WORK TO DO >> Report the number of lines that include "index", with no additional text.

PROVIDED RECORDS >>
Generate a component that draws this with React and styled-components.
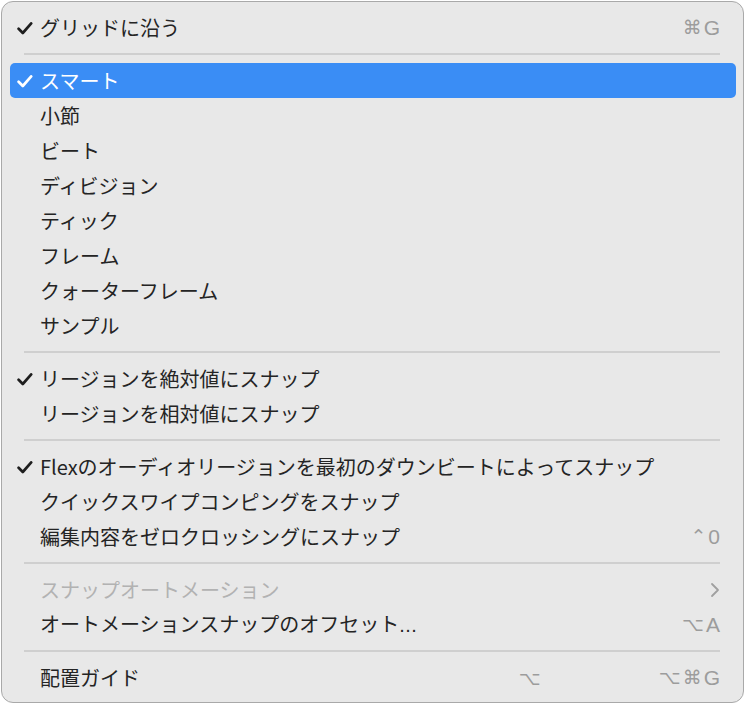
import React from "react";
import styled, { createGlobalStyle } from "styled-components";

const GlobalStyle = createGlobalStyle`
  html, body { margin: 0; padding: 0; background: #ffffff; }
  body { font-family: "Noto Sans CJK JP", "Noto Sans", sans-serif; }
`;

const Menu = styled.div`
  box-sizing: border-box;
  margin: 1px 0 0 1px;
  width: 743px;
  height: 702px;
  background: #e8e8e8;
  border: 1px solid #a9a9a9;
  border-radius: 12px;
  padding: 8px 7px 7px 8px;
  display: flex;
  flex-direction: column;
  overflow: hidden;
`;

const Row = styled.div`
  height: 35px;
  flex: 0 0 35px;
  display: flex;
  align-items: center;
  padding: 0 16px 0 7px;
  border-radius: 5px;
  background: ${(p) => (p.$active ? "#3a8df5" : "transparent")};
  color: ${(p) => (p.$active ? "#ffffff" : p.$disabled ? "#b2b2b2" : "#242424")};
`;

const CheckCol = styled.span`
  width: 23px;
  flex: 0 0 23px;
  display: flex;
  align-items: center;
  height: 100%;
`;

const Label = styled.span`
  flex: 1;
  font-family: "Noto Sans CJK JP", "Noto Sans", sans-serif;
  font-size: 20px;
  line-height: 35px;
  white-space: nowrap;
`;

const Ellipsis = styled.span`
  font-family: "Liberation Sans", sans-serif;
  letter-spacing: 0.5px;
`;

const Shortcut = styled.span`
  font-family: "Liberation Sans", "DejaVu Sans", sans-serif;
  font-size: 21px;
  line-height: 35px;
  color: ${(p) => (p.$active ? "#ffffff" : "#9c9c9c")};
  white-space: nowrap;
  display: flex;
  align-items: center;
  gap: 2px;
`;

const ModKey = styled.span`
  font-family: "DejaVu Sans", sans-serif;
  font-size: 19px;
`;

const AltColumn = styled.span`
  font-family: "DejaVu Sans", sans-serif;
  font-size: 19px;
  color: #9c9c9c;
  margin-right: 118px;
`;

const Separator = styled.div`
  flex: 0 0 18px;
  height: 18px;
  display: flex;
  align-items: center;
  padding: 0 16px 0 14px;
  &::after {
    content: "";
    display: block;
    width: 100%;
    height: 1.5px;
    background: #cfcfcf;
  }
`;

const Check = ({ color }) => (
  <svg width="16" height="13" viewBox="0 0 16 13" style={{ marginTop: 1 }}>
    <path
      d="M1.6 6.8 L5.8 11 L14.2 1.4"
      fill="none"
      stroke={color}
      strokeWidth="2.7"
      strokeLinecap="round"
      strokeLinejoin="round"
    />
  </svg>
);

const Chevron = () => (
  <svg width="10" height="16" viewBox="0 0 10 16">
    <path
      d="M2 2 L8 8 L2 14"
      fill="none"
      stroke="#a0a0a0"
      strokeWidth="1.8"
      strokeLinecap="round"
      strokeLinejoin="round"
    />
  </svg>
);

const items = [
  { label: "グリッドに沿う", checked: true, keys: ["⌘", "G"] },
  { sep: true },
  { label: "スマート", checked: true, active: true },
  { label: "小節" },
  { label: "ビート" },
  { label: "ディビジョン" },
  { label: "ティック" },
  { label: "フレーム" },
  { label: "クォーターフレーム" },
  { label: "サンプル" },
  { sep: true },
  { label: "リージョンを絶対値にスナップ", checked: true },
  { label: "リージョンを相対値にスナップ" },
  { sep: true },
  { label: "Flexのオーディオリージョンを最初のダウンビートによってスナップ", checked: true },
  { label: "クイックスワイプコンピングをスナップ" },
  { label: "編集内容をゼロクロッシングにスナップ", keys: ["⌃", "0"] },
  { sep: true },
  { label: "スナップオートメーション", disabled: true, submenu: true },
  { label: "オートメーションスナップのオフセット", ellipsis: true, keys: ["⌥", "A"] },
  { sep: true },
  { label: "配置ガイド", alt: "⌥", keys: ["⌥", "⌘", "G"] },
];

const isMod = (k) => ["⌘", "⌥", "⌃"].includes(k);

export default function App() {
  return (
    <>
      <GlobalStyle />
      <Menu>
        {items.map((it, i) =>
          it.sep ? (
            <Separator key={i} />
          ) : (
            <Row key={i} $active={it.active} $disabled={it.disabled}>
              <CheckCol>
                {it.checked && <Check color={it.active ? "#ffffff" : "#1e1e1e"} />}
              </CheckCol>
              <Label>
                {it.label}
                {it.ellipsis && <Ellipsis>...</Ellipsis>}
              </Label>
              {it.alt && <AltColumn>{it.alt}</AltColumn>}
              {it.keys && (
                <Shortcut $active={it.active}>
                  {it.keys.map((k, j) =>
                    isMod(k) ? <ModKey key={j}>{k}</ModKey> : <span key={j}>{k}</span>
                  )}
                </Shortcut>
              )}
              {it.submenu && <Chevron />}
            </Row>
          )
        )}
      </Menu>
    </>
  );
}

--

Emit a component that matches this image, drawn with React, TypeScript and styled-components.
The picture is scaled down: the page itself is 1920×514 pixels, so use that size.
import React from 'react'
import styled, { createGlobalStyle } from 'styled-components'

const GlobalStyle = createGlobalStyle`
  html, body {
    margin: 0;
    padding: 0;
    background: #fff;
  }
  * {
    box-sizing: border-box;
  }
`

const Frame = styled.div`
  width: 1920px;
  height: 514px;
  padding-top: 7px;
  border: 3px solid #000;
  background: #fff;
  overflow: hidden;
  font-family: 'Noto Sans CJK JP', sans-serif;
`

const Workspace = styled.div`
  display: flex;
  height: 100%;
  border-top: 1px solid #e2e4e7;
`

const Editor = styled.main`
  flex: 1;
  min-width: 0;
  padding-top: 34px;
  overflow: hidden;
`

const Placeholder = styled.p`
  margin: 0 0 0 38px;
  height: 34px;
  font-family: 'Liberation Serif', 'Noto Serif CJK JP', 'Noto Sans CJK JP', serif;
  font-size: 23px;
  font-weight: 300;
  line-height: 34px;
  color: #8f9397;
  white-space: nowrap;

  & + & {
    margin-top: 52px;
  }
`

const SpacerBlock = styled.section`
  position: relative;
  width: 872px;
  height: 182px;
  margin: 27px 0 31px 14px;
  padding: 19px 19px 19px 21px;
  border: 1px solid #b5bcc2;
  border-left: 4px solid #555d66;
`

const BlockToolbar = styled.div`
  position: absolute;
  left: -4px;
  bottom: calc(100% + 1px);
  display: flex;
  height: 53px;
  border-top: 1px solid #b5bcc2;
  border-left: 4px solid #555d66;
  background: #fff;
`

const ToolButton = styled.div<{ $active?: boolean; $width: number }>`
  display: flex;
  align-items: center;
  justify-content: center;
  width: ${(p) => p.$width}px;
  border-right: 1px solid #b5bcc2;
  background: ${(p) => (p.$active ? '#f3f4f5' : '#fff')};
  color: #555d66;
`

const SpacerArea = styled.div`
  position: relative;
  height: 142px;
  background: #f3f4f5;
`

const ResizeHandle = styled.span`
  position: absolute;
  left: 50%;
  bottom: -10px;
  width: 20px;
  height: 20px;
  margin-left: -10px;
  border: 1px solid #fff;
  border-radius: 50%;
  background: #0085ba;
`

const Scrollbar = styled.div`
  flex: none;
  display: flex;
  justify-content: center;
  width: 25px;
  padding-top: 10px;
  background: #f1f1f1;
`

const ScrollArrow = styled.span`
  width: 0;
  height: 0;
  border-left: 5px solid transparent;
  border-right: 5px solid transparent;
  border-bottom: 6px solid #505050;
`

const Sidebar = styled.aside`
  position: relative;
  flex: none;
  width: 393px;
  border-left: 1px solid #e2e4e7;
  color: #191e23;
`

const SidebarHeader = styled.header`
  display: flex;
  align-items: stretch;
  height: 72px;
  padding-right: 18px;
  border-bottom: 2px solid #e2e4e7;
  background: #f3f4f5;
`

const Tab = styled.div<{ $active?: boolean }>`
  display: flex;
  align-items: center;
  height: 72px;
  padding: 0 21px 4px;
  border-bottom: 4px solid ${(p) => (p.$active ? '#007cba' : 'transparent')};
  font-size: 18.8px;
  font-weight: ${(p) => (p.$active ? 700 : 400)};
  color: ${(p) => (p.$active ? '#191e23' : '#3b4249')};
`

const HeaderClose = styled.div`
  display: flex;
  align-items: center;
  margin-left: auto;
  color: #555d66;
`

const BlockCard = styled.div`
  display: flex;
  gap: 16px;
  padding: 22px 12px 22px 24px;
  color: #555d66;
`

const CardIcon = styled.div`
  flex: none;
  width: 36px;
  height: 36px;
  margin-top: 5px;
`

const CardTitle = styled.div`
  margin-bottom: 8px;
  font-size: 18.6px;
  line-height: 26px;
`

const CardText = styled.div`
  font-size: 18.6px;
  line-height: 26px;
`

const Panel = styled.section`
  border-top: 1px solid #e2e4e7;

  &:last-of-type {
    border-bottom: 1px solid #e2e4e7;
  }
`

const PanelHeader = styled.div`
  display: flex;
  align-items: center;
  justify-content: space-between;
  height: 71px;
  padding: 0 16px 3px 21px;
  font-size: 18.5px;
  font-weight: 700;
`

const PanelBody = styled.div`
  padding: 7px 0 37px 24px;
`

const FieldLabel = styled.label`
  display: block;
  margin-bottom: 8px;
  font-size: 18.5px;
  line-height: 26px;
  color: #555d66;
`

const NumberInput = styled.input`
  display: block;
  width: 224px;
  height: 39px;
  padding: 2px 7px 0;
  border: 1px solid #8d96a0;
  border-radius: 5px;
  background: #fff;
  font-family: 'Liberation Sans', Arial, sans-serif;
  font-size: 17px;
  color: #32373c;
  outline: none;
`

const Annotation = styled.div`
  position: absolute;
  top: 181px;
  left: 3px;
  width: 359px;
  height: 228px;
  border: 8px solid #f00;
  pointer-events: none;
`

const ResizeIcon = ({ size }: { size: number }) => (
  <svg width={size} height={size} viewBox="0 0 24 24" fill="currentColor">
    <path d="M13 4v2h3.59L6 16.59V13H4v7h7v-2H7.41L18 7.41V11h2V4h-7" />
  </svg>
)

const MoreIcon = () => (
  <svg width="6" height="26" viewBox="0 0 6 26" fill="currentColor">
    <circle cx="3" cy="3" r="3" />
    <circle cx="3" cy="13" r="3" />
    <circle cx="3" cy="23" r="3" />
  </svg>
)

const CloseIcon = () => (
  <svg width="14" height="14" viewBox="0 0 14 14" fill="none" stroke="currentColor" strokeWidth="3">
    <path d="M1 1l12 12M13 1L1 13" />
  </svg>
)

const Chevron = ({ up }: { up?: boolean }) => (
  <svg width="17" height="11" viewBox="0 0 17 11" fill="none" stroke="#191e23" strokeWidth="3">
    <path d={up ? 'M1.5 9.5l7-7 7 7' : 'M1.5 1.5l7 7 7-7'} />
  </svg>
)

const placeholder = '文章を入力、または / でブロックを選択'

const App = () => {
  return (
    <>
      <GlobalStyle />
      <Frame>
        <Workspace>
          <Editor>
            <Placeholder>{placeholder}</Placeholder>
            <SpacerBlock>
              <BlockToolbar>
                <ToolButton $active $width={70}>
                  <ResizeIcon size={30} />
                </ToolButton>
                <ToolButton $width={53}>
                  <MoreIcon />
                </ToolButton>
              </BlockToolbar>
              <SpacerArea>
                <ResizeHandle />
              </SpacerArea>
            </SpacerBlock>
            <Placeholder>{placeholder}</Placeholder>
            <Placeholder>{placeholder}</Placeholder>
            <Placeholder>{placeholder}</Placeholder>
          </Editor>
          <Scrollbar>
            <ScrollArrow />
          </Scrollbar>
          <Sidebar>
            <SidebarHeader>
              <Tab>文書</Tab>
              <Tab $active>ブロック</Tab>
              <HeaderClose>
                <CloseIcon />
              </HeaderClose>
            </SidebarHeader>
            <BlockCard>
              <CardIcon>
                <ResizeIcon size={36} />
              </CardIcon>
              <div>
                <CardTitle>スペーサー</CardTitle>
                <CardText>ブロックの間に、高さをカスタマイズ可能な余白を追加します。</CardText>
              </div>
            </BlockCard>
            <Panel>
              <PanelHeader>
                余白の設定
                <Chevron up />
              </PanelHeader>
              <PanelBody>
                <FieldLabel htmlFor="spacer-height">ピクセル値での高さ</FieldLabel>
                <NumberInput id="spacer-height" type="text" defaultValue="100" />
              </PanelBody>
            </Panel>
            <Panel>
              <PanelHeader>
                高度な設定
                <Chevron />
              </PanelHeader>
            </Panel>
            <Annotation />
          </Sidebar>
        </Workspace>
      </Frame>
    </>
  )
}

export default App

--

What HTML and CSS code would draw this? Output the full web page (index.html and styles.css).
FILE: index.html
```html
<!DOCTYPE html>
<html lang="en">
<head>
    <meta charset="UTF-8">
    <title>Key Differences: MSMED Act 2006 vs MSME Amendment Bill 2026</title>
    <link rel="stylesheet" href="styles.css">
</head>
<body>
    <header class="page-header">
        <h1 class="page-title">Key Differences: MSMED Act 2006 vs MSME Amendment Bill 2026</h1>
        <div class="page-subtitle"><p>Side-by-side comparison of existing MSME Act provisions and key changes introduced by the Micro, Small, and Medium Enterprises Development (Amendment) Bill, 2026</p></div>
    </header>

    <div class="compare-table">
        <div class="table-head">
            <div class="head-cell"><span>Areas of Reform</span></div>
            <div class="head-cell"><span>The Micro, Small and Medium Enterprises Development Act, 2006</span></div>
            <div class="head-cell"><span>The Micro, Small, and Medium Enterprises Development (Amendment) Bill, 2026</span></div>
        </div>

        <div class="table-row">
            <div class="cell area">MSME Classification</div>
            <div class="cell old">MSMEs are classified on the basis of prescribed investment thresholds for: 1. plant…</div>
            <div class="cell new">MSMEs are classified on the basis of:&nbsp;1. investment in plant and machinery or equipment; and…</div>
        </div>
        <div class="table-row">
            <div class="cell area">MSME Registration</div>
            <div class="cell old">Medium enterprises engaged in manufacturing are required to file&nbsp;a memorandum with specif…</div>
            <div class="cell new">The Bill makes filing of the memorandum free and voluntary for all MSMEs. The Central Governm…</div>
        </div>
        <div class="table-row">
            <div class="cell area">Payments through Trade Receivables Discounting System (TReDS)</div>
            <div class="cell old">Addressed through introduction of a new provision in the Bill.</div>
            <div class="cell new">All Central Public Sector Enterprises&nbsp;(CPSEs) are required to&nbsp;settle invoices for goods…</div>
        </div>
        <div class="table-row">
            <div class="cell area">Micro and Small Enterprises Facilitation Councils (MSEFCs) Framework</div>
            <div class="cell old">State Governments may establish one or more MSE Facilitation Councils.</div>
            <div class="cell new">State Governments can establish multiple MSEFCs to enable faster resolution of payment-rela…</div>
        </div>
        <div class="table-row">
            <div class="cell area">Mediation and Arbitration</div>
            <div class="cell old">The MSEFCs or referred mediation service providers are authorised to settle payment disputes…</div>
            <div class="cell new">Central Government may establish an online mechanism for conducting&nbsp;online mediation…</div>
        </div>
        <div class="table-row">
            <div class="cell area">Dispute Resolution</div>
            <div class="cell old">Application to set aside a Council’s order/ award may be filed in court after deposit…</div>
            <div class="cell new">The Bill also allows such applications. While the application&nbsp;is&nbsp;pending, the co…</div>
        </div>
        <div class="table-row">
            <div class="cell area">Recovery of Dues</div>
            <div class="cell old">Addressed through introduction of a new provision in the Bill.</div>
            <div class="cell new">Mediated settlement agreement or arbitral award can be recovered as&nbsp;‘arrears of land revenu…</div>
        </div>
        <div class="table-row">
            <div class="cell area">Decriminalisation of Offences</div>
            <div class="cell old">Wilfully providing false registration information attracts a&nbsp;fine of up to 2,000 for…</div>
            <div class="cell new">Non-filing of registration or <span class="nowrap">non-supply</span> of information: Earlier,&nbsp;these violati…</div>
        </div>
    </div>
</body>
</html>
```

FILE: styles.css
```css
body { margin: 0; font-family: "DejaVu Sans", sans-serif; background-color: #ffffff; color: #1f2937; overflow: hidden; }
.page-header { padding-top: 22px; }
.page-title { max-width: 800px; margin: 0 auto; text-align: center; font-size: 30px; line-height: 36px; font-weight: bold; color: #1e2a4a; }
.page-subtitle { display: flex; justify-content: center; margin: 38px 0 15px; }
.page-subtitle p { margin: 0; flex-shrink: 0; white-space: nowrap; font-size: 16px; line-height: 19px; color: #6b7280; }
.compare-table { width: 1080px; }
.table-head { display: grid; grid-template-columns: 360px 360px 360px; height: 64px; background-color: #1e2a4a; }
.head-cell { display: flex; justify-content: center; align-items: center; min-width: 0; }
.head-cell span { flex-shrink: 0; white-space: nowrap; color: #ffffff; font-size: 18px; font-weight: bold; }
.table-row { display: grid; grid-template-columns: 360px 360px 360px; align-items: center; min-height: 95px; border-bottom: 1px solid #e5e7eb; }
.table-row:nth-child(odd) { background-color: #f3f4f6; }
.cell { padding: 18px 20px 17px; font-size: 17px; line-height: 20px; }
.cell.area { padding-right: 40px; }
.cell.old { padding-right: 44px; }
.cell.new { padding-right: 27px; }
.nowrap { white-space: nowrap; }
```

FINAL RESULT >> 2